[begin Raw data]

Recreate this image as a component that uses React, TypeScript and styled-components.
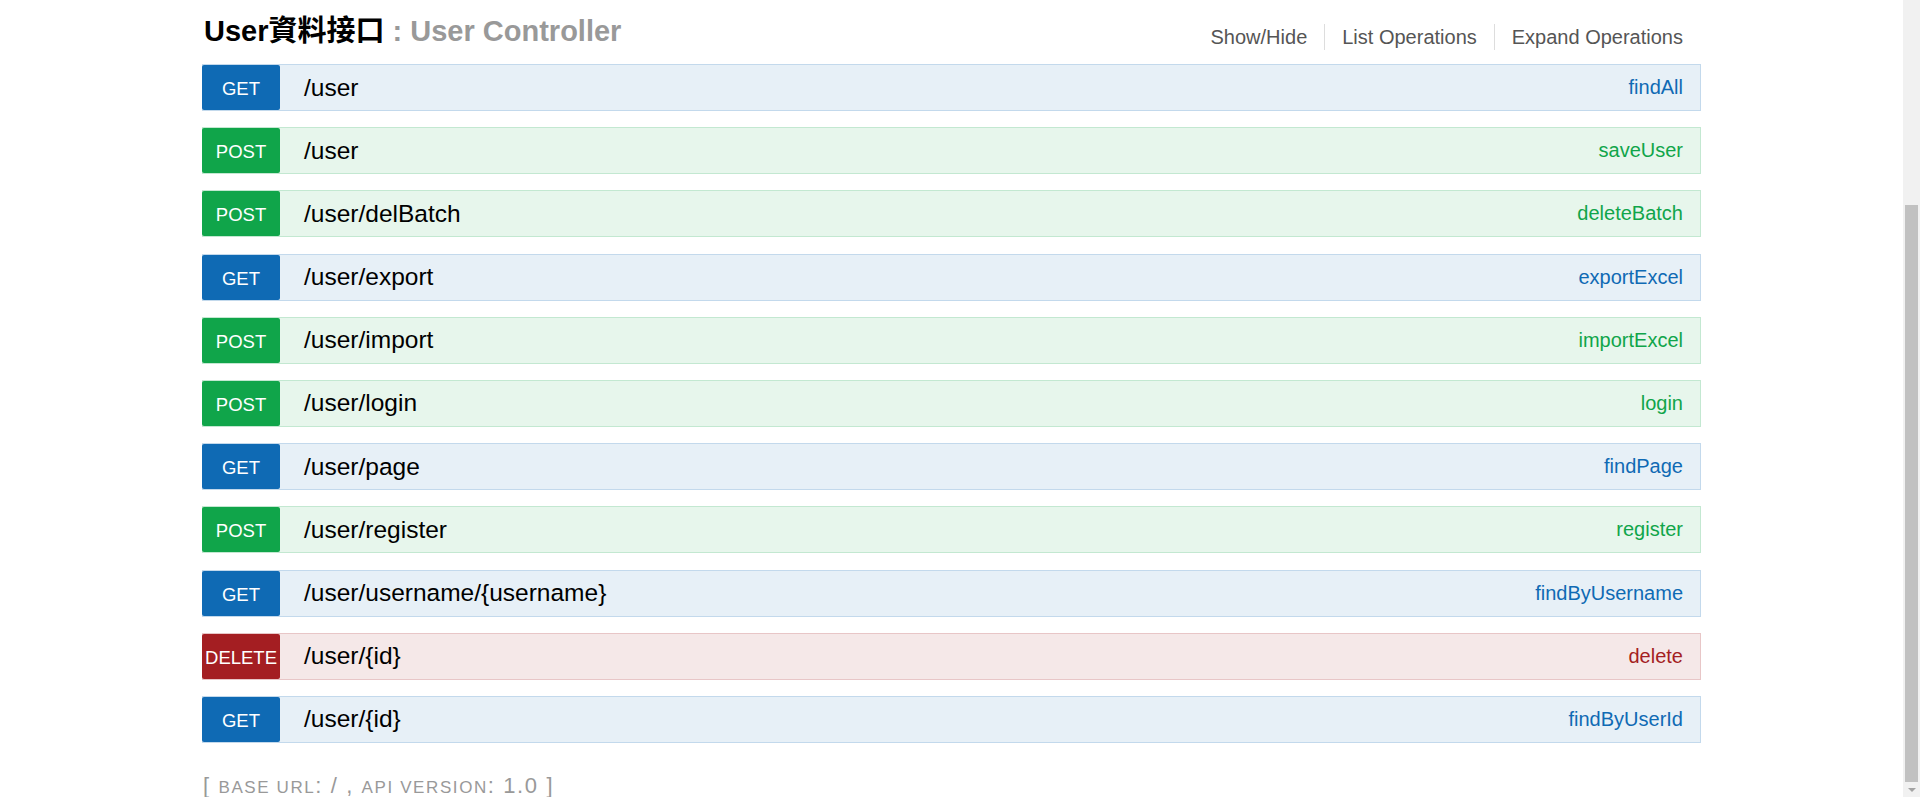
import styled, { createGlobalStyle } from 'styled-components';

type Method = 'GET' | 'POST' | 'DELETE';

const palette: Record<Method, { main: string; bg: string; border: string }> = {
    GET: { main: '#0f6ab4', bg: '#e7f0f7', border: '#c3d9ec' },
    POST: { main: '#10a54a', bg: '#e7f6ec', border: '#c3e8d1' },
    DELETE: { main: '#a41e22', bg: '#f5e8e8', border: '#e8c6c7' },
};

const endpoints: { method: Method; path: string; name: string }[] = [
    { method: 'GET', path: '/user', name: 'findAll' },
    { method: 'POST', path: '/user', name: 'saveUser' },
    { method: 'POST', path: '/user/delBatch', name: 'deleteBatch' },
    { method: 'GET', path: '/user/export', name: 'exportExcel' },
    { method: 'POST', path: '/user/import', name: 'importExcel' },
    { method: 'POST', path: '/user/login', name: 'login' },
    { method: 'GET', path: '/user/page', name: 'findPage' },
    { method: 'POST', path: '/user/register', name: 'register' },
    { method: 'GET', path: '/user/username/{username}', name: 'findByUsername' },
    { method: 'DELETE', path: '/user/{id}', name: 'delete' },
    { method: 'GET', path: '/user/{id}', name: 'findByUserId' },
];

const GlobalStyle = createGlobalStyle`
    body {
        margin: 0;
        background: #fff;
        font-family: "Liberation Sans", Arial, "Noto Sans CJK TC", sans-serif;
    }
`;

const Page = styled.div`
    display: flex;
    height: 797px;
    overflow: hidden;
`;

const Main = styled.main`
    flex: 1;
    min-width: 0;
`;

const Wrap = styled.div`
    width: 1499px;
    margin: 0 auto;
`;

/* page scrollbar, scrolled down to the end */
const ScrollTrack = styled.div`
    display: flex;
    flex-direction: column;
    width: 17px;
    padding-top: 205px;
    box-sizing: border-box;
    background: #f1f1f1;
`;

const ScrollThumb = styled.div`
    flex: 1;
    margin: 0 2px;
    background: #c1c1c1;
`;

const ScrollArrow = styled.div`
    display: flex;
    align-items: center;
    justify-content: center;
    height: 15px;
    &::after {
        content: '';
        border-left: 4px solid transparent;
        border-right: 4px solid transparent;
        border-top: 4px solid #a3a3a3;
    }
`;

const Heading = styled.div`
    display: flex;
    justify-content: space-between;
    align-items: flex-start;
    height: 64px;
`;

const Title = styled.h2`
    margin: 17px 0 0 2px;
    font-size: 29px;
    line-height: 1;
    font-weight: bold;
    color: #999;
    white-space: nowrap;
    a {
        color: #000;
        text-decoration: none;
    }
`;

const Options = styled.ul`
    display: flex;
    list-style: none;
    margin: 24px 18px 0 0;
    padding: 0;
`;

const Option = styled.li`
    padding: 0 17px;
    border-right: 1px solid #ddd;
    font-size: 20px;
    line-height: 26px;
    color: #555;
    &:last-child {
        border-right: none;
        padding-right: 0;
    }
`;

const List = styled.ul`
    display: flex;
    flex-direction: column;
    gap: 16.2px;
    list-style: none;
    margin: 0;
    padding: 0;
`;

const Row = styled.li<{ $method: Method }>`
    display: flex;
    align-items: center;
    height: 47px;
    box-sizing: border-box;
    background: ${p => palette[p.$method].bg};
    border: 1px solid ${p => palette[p.$method].border};
`;

const Badge = styled.span<{ $method: Method }>`
    display: flex;
    align-items: center;
    justify-content: center;
    align-self: stretch;
    width: 78px;
    margin-left: -1px;
    padding-top: 3px;
    box-sizing: border-box;
    border-radius: 2px;
    background: ${p => palette[p.$method].main};
    color: #fff;
    font-size: 18.5px;
`;

const Path = styled.span`
    padding-left: 24px;
    font-size: 24.5px;
    color: #000;
`;

const OpName = styled.span<{ $method: Method }>`
    margin-left: auto;
    padding-right: 17px;
    font-size: 20px;
    color: ${p => palette[p.$method].main};
`;

const Footer = styled.h4`
    margin: 32px 0 0 1px;
    font-size: 22px;
    line-height: 1;
    font-weight: normal;
    letter-spacing: 1.6px;
    color: #999;
    white-space: nowrap;
`;

/* small-caps words of the footer */
const Caps = styled.span`
    font-size: 17px;
    text-transform: uppercase;
`;

export default function App() {
    return (
        <Page>
            <GlobalStyle />
            <Main>
                <Wrap>
                    <Heading>
                        <Title>
                            <a href="#">User資料接口</a> : User Controller
                        </Title>
                        <Options>
                            <Option>Show/Hide</Option>
                            <Option>List Operations</Option>
                            <Option>Expand Operations</Option>
                        </Options>
                    </Heading>
                    <List>
                        {endpoints.map((e, i) => (
                            <Row key={i} $method={e.method}>
                                <Badge $method={e.method}>{e.method}</Badge>
                                <Path>{e.path}</Path>
                                <OpName $method={e.method}>{e.name}</OpName>
                            </Row>
                        ))}
                    </List>
                    <Footer>
                        [ <Caps>base url</Caps>: / , <Caps>api version</Caps>: 1.0 ]
                    </Footer>
                </Wrap>
            </Main>
            <ScrollTrack>
                <ScrollThumb />
                <ScrollArrow />
            </ScrollTrack>
        </Page>
    );
}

[end Raw data]

__Given exercise__: Copy the whole listing above word for word but do not carry over the pictures.

__Solved exercise__:
Recreate this image as a component that uses React, TypeScript and styled-components.
import styled, { createGlobalStyle } from 'styled-components';

type Method = 'GET' | 'POST' | 'DELETE';

const palette: Record<Method, { main: string; bg: string; border: string }> = {
    GET: { main: '#0f6ab4', bg: '#e7f0f7', border: '#c3d9ec' },
    POST: { main: '#10a54a', bg: '#e7f6ec', border: '#c3e8d1' },
    DELETE: { main: '#a41e22', bg: '#f5e8e8', border: '#e8c6c7' },
};

const endpoints: { method: Method; path: string; name: string }[] = [
    { method: 'GET', path: '/user', name: 'findAll' },
    { method: 'POST', path: '/user', name: 'saveUser' },
    { method: 'POST', path: '/user/delBatch', name: 'deleteBatch' },
    { method: 'GET', path: '/user/export', name: 'exportExcel' },
    { method: 'POST', path: '/user/import', name: 'importExcel' },
    { method: 'POST', path: '/user/login', name: 'login' },
    { method: 'GET', path: '/user/page', name: 'findPage' },
    { method: 'POST', path: '/user/register', name: 'register' },
    { method: 'GET', path: '/user/username/{username}', name: 'findByUsername' },
    { method: 'DELETE', path: '/user/{id}', name: 'delete' },
    { method: 'GET', path: '/user/{id}', name: 'findByUserId' },
];

const GlobalStyle = createGlobalStyle`
    body {
        margin: 0;
        background: #fff;
        font-family: "Liberation Sans", Arial, "Noto Sans CJK TC", sans-serif;
    }
`;

const Page = styled.div`
    display: flex;
    height: 797px;
    overflow: hidden;
`;

const Main = styled.main`
    flex: 1;
    min-width: 0;
`;

const Wrap = styled.div`
    width: 1499px;
    margin: 0 auto;
`;

/* page scrollbar, scrolled down to the end */
const ScrollTrack = styled.div`
    display: flex;
    flex-direction: column;
    width: 17px;
    padding-top: 205px;
    box-sizing: border-box;
    background: #f1f1f1;
`;

const ScrollThumb = styled.div`
    flex: 1;
    margin: 0 2px;
    background: #c1c1c1;
`;

const ScrollArrow = styled.div`
    display: flex;
    align-items: center;
    justify-content: center;
    height: 15px;
    &::after {
        content: '';
        border-left: 4px solid transparent;
        border-right: 4px solid transparent;
        border-top: 4px solid #a3a3a3;
    }
`;

const Heading = styled.div`
    display: flex;
    justify-content: space-between;
    align-items: flex-start;
    height: 64px;
`;

const Title = styled.h2`
    margin: 17px 0 0 2px;
    font-size: 29px;
    line-height: 1;
    font-weight: bold;
    color: #999;
    white-space: nowrap;
    a {
        color: #000;
        text-decoration: none;
    }
`;

const Options = styled.ul`
    display: flex;
    list-style: none;
    margin: 24px 18px 0 0;
    padding: 0;
`;

const Option = styled.li`
    padding: 0 17px;
    border-right: 1px solid #ddd;
    font-size: 20px;
    line-height: 26px;
    color: #555;
    &:last-child {
        border-right: none;
        padding-right: 0;
    }
`;

const List = styled.ul`
    display: flex;
    flex-direction: column;
    gap: 16.2px;
    list-style: none;
    margin: 0;
    padding: 0;
`;

const Row = styled.li<{ $method: Method }>`
    display: flex;
    align-items: center;
    height: 47px;
    box-sizing: border-box;
    background: ${p => palette[p.$method].bg};
    border: 1px solid ${p => palette[p.$method].border};
`;

const Badge = styled.span<{ $method: Method }>`
    display: flex;
    align-items: center;
    justify-content: center;
    align-self: stretch;
    width: 78px;
    margin-left: -1px;
    padding-top: 3px;
    box-sizing: border-box;
    border-radius: 2px;
    background: ${p => palette[p.$method].main};
    color: #fff;
    font-size: 18.5px;
`;

const Path = styled.span`
    padding-left: 24px;
    font-size: 24.5px;
    color: #000;
`;

const OpName = styled.span<{ $method: Method }>`
    margin-left: auto;
    padding-right: 17px;
    font-size: 20px;
    color: ${p => palette[p.$method].main};
`;

const Footer = styled.h4`
    margin: 32px 0 0 1px;
    font-size: 22px;
    line-height: 1;
    font-weight: normal;
    letter-spacing: 1.6px;
    color: #999;
    white-space: nowrap;
`;

/* small-caps words of the footer */
const Caps = styled.span`
    font-size: 17px;
    text-transform: uppercase;
`;

export default function App() {
    return (
        <Page>
            <GlobalStyle />
            <Main>
                <Wrap>
                    <Heading>
                        <Title>
                            <a href="#">User資料接口</a> : User Controller
                        </Title>
                        <Options>
                            <Option>Show/Hide</Option>
                            <Option>List Operations</Option>
                            <Option>Expand Operations</Option>
                        </Options>
                    </Heading>
                    <List>
                        {endpoints.map((e, i) => (
                            <Row key={i} $method={e.method}>
                                <Badge $method={e.method}>{e.method}</Badge>
                                <Path>{e.path}</Path>
                                <OpName $method={e.method}>{e.name}</OpName>
                            </Row>
                        ))}
                    </List>
                    <Footer>
                        [ <Caps>base url</Caps>: / , <Caps>api version</Caps>: 1.0 ]
                    </Footer>
                </Wrap>
            </Main>
            <ScrollTrack>
                <ScrollThumb />
                <ScrollArrow />
            </ScrollTrack>
        </Page>
    );
}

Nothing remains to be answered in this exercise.